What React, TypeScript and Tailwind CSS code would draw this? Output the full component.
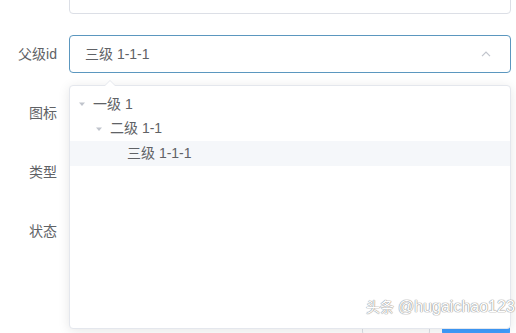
import React from "react";

const Caret = () => (
  <svg width="8" height="8" viewBox="0 0 8 8" className="block">
    <path d="M1 2.5 L7 2.5 L4 6 Z" fill="#c0c4cc" />
  </svg>
);

const Row = ({ label, children }: { label: string; children?: React.ReactNode }) => (
  <div className="flex h-[38px] mb-[21px]">
    <div className="w-[69px] shrink-0 pr-[12px] text-right text-[14px] leading-[38px] text-[#606266]">{label}</div>
    <div className="w-[442px]">{children}</div>
  </div>
);

export default function App() {
  return (
    <div
      className="relative w-[516px] h-[333px] overflow-hidden bg-white"
      style={{ fontFamily: '"Liberation Sans", "Noto Sans CJK SC", sans-serif' }}
    >
      <div className="mt-[-24px]">
        <Row label="">
          <div className="h-[38px] rounded-[4px] border border-[#dcdfe6] bg-white" />
        </Row>
        <Row label="父级id">
          <div className="flex h-[38px] items-center justify-between rounded-[4px] border border-[#5b97bf] bg-white pl-[15px] pr-[19px]">
            <span className="text-[14px] text-[#606266]">三级 1-1-1</span>
            <svg width="10" height="6" viewBox="0 0 10 6">
              <path d="M1 5.2 L5 1.2 L9 5.2" fill="none" stroke="#c0c4cc" strokeWidth="1.2" />
            </svg>
          </div>
        </Row>
        <Row label="图标" />
        <Row label="类型" />
        <Row label="状态" />
        <div className="mt-[46px] flex justify-end gap-[12px] pr-[6px]">
          <button className="h-[40px] w-[68px] rounded-[4px] border border-[#dcdfe6] bg-white text-[14px] text-[#606266]">取消</button>
          <button className="h-[40px] w-[68px] rounded-[4px] border border-[#409eff] bg-[#409eff] text-[14px] text-white">确定</button>
        </div>
      </div>

      {/* dropdown */}
      <div className="absolute left-[69px] top-[85px] h-[244px] w-[442px] rounded-[4px] border border-[#e4e7ed] bg-white shadow-[0_2px_12px_0_rgba(0,0,0,0.1)]">
        <div className="absolute left-[34px] top-[-6px] h-0 w-0 border-x-[6px] border-b-[6px] border-x-transparent border-b-[#e4e7ed]" />
        <div className="absolute left-[35px] top-[-5px] h-0 w-0 border-x-[5px] border-b-[5px] border-x-transparent border-b-white" />
        <div className="pt-[6px] text-[14px] text-[#606266]">
          <div className="flex h-[24.5px] items-center">
            <span className="flex w-[23px] justify-center"><Caret /></span>
            <span>一级 1</span>
          </div>
          <div className="flex h-[24.5px] items-center pl-[17px]">
            <span className="flex w-[23px] justify-center"><Caret /></span>
            <span>二级 1-1</span>
          </div>
          <div className="flex h-[24.5px] items-center bg-[#f5f7fa] pl-[34px]">
            <span className="w-[23px]" />
            <span>三级 1-1-1</span>
          </div>
        </div>
      </div>

      {/* watermark */}
      <div
        className="absolute left-[366px] top-[295px] flex items-center gap-[4px] text-[16px] text-white"
        style={{ textShadow: "0 0 1px #999, 0 0 1px #999, 0 0 1px #999" }}
      >
        <span className="text-[14px]">头条</span>
        <span>@hugaichao123</span>
      </div>
    </div>
  );
}
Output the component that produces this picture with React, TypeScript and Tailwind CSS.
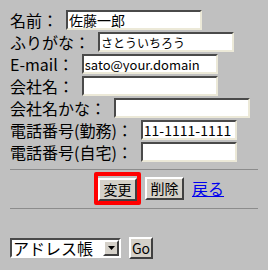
const JP = "font-['Noto_Sans_CJK_JP',sans-serif]";

const fields = [
  { label: "名前：", value: "佐藤一郎", w: "w-[136px]", text: "text-[14px]" },
  { label: "ふりがな：", value: "さとういちろう", w: "w-[136px]", text: "text-[12px]" },
  { label: "E-mail：", value: "sato@your.domain", w: "w-[136px]", text: "text-[13px]" },
  { label: "会社名：", value: "", w: "w-[136px]", text: "text-[13px]" },
  { label: "会社名かな：", value: "", w: "w-[136px]", text: "text-[13px]" },
  { label: "電話番号(勤務)：", value: "11-1111-1111", w: "w-[96px]", text: "text-[14px]" },
  { label: "電話番号(自宅)：", value: "", w: "w-[96px]", text: "text-[13px]" },
];

function Field({ label, value, w, text }: (typeof fields)[number]) {
  return (
    <div className="flex h-[22px] items-center">
      <span className="text-[16px] leading-none text-black">{label}</span>
      <input
        readOnly
        value={value}
        className={`ml-2 h-[20px] ${w} ${text} border-2 border-[#ece9d8] border-t-[#4a4a4a] border-l-[#4a4a4a] bg-white px-[1px] leading-none text-black outline-none`}
      />
    </div>
  );
}

function WinButton({ children, className = "" }: { children: React.ReactNode; className?: string }) {
  return (
    <button
      className={`border-2 border-[#fff] border-r-[#404040] border-b-[#404040] bg-[#d4d0c8] text-[14px] leading-none text-black ${className}`}
    >
      {children}
    </button>
  );
}

export default function App() {
  return (
    <div className={`${JP} h-[270px] w-[268px] bg-[#c0c0c0] px-[10px] pt-[9px]`}>
      <form className="flex flex-col">
        {fields.map((f) => (
          <Field key={f.label} {...f} />
        ))}
      </form>

      <hr className="mt-[6px] border-t border-[#8c8c8c]" />

      <div className="mt-[2px] flex items-center pl-[84px]">
        <span className="rounded-[2px] border-[4px] border-[#f00]">
          <WinButton className="h-[23px] w-[39px]">変更</WinButton>
        </span>
        <WinButton className="ml-[4px] h-[23px] w-[39px]">削除</WinButton>
        <a href="#" className="ml-[8px] text-[16px] leading-none text-[#0000ee] underline">
          戻る
        </a>
      </div>

      <hr className="mt-[3px] border-t border-[#8c8c8c]" />

      <div className="mt-[28px] flex items-center">
        <div className="flex h-[20px] w-[111px] items-center border-2 border-[#fff] border-t-[#4a4a4a] border-l-[#4a4a4a] bg-white">
          <span className="flex-1 pl-[1px] text-[16px] leading-none text-black">アドレス帳</span>
          <span className="flex h-[16px] w-[16px] items-center justify-center border-2 border-[#fff] border-r-[#404040] border-b-[#404040] bg-[#d4d0c8]">
            <svg width="7" height="4" viewBox="0 0 7 4">
              <path d="M0 0h7L3.5 4z" fill="#000" />
            </svg>
          </span>
        </div>
        <WinButton className="ml-[8px] h-[22px] w-[24px] text-[14px]">Go</WinButton>
      </div>
    </div>
  );
}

========================

Reproduce the entries above exactly. Do not include the images.

What React, TypeScript and Tailwind CSS code would draw this? Output the full component.
import React from "react";

const Caret = () => (
  <svg width="8" height="8" viewBox="0 0 8 8" className="block">
    <path d="M1 2.5 L7 2.5 L4 6 Z" fill="#c0c4cc" />
  </svg>
);

const Row = ({ label, children }: { label: string; children?: React.ReactNode }) => (
  <div className="flex h-[38px] mb-[21px]">
    <div className="w-[69px] shrink-0 pr-[12px] text-right text-[14px] leading-[38px] text-[#606266]">{label}</div>
    <div className="w-[442px]">{children}</div>
  </div>
);

export default function App() {
  return (
    <div
      className="relative w-[516px] h-[333px] overflow-hidden bg-white"
      style={{ fontFamily: '"Liberation Sans", "Noto Sans CJK SC", sans-serif' }}
    >
      <div className="mt-[-24px]">
        <Row label="">
          <div className="h-[38px] rounded-[4px] border border-[#dcdfe6] bg-white" />
        </Row>
        <Row label="父级id">
          <div className="flex h-[38px] items-center justify-between rounded-[4px] border border-[#5b97bf] bg-white pl-[15px] pr-[19px]">
            <span className="text-[14px] text-[#606266]">三级 1-1-1</span>
            <svg width="10" height="6" viewBox="0 0 10 6">
              <path d="M1 5.2 L5 1.2 L9 5.2" fill="none" stroke="#c0c4cc" strokeWidth="1.2" />
            </svg>
          </div>
        </Row>
        <Row label="图标" />
        <Row label="类型" />
        <Row label="状态" />
        <div className="mt-[46px] flex justify-end gap-[12px] pr-[6px]">
          <button className="h-[40px] w-[68px] rounded-[4px] border border-[#dcdfe6] bg-white text-[14px] text-[#606266]">取消</button>
          <button className="h-[40px] w-[68px] rounded-[4px] border border-[#409eff] bg-[#409eff] text-[14px] text-white">确定</button>
        </div>
      </div>

      {/* dropdown */}
      <div className="absolute left-[69px] top-[85px] h-[244px] w-[442px] rounded-[4px] border border-[#e4e7ed] bg-white shadow-[0_2px_12px_0_rgba(0,0,0,0.1)]">
        <div className="absolute left-[34px] top-[-6px] h-0 w-0 border-x-[6px] border-b-[6px] border-x-transparent border-b-[#e4e7ed]" />
        <div className="absolute left-[35px] top-[-5px] h-0 w-0 border-x-[5px] border-b-[5px] border-x-transparent border-b-white" />
        <div className="pt-[6px] text-[14px] text-[#606266]">
          <div className="flex h-[24.5px] items-center">
            <span className="flex w-[23px] justify-center"><Caret /></span>
            <span>一级 1</span>
          </div>
          <div className="flex h-[24.5px] items-center pl-[17px]">
            <span className="flex w-[23px] justify-center"><Caret /></span>
            <span>二级 1-1</span>
          </div>
          <div className="flex h-[24.5px] items-center bg-[#f5f7fa] pl-[34px]">
            <span className="w-[23px]" />
            <span>三级 1-1-1</span>
          </div>
        </div>
      </div>

      {/* watermark */}
      <div
        className="absolute left-[366px] top-[295px] flex items-center gap-[4px] text-[16px] text-white"
        style={{ textShadow: "0 0 1px #999, 0 0 1px #999, 0 0 1px #999" }}
      >
        <span className="text-[14px]">头条</span>
        <span>@hugaichao123</span>
      </div>
    </div>
  );
}
Output the component that produces this picture with React, TypeScript and Tailwind CSS.
const JP = "font-['Noto_Sans_CJK_JP',sans-serif]";

const fields = [
  { label: "名前：", value: "佐藤一郎", w: "w-[136px]", text: "text-[14px]" },
  { label: "ふりがな：", value: "さとういちろう", w: "w-[136px]", text: "text-[12px]" },
  { label: "E-mail：", value: "sato@your.domain", w: "w-[136px]", text: "text-[13px]" },
  { label: "会社名：", value: "", w: "w-[136px]", text: "text-[13px]" },
  { label: "会社名かな：", value: "", w: "w-[136px]", text: "text-[13px]" },
  { label: "電話番号(勤務)：", value: "11-1111-1111", w: "w-[96px]", text: "text-[14px]" },
  { label: "電話番号(自宅)：", value: "", w: "w-[96px]", text: "text-[13px]" },
];

function Field({ label, value, w, text }: (typeof fields)[number]) {
  return (
    <div className="flex h-[22px] items-center">
      <span className="text-[16px] leading-none text-black">{label}</span>
      <input
        readOnly
        value={value}
        className={`ml-2 h-[20px] ${w} ${text} border-2 border-[#ece9d8] border-t-[#4a4a4a] border-l-[#4a4a4a] bg-white px-[1px] leading-none text-black outline-none`}
      />
    </div>
  );
}

function WinButton({ children, className = "" }: { children: React.ReactNode; className?: string }) {
  return (
    <button
      className={`border-2 border-[#fff] border-r-[#404040] border-b-[#404040] bg-[#d4d0c8] text-[14px] leading-none text-black ${className}`}
    >
      {children}
    </button>
  );
}

export default function App() {
  return (
    <div className={`${JP} h-[270px] w-[268px] bg-[#c0c0c0] px-[10px] pt-[9px]`}>
      <form className="flex flex-col">
        {fields.map((f) => (
          <Field key={f.label} {...f} />
        ))}
      </form>

      <hr className="mt-[6px] border-t border-[#8c8c8c]" />

      <div className="mt-[2px] flex items-center pl-[84px]">
        <span className="rounded-[2px] border-[4px] border-[#f00]">
          <WinButton className="h-[23px] w-[39px]">変更</WinButton>
        </span>
        <WinButton className="ml-[4px] h-[23px] w-[39px]">削除</WinButton>
        <a href="#" className="ml-[8px] text-[16px] leading-none text-[#0000ee] underline">
          戻る
        </a>
      </div>

      <hr className="mt-[3px] border-t border-[#8c8c8c]" />

      <div className="mt-[28px] flex items-center">
        <div className="flex h-[20px] w-[111px] items-center border-2 border-[#fff] border-t-[#4a4a4a] border-l-[#4a4a4a] bg-white">
          <span className="flex-1 pl-[1px] text-[16px] leading-none text-black">アドレス帳</span>
          <span className="flex h-[16px] w-[16px] items-center justify-center border-2 border-[#fff] border-r-[#404040] border-b-[#404040] bg-[#d4d0c8]">
            <svg width="7" height="4" viewBox="0 0 7 4">
              <path d="M0 0h7L3.5 4z" fill="#000" />
            </svg>
          </span>
        </div>
        <WinButton className="ml-[8px] h-[22px] w-[24px] text-[14px]">Go</WinButton>
      </div>
    </div>
  );
}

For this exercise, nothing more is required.